Of course, the lexer ended up being partially rewritten in the process of adjusting it to work with ANTLR4, in particular to make it use regular expressions.

In general, when writing a compiler, one wants to work with trees, rather that flat streams. This transformation is effected using a parser, which takes our token stream

NUMERIC("1") OPERATOR_PLUS("+") IDENTIFIER("foo") OPERATOR_TIMES("*") NUMERIC("3")

and turns it into an abstract syntax tree (or "AST"):

add
  numeric :value 1
  mul
    identifier :name 'foo'
    numeric :value 3

Something to notice here is that our expression is now nested--the multiplication has been grouped as an argument to the addition, which gets us operator precedence!

How this happens is... a big subject. We do it in two stages. For the first stage, we use a parser generated by a parser generator called ANTLR4, which takes the grammar file and converts it into a program which ingests the token stream and produces a tree which is similar to the one above.

For the second stage, we walk the tree produced by ANTLR4, and output a tree with mostly the same structure using our own data structures. This happens in ast.py. Some structures are simplified here, and a lot of data about the source file which is no longer relevant is thrown away. (For example, 1 + 2 * 3 and 1 + (2 * 3) will end up producing the same tree. Once we've established the tree structure, we don't need the parentheses anymore.)
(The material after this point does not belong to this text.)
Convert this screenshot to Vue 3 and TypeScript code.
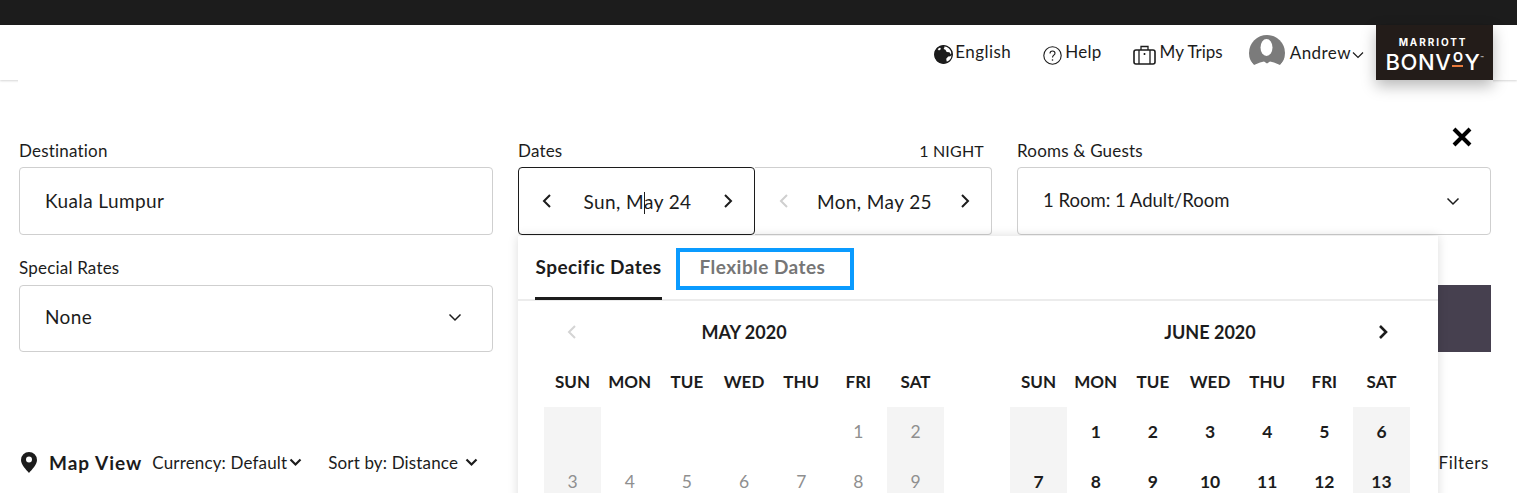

All of the modifications that get made to this stage are in the grammar file and ast.py, particularly in the AstBuilder class, which implements the Visitor pattern. (Take note of that pattern. It'll show up a lot.)

If this section seems like a bit of a cop-out... well, in a sense, it is. If we were writing our own parser, a much deeper understanding of how parsing happens would be necessary, but we're currently delegating that to a library.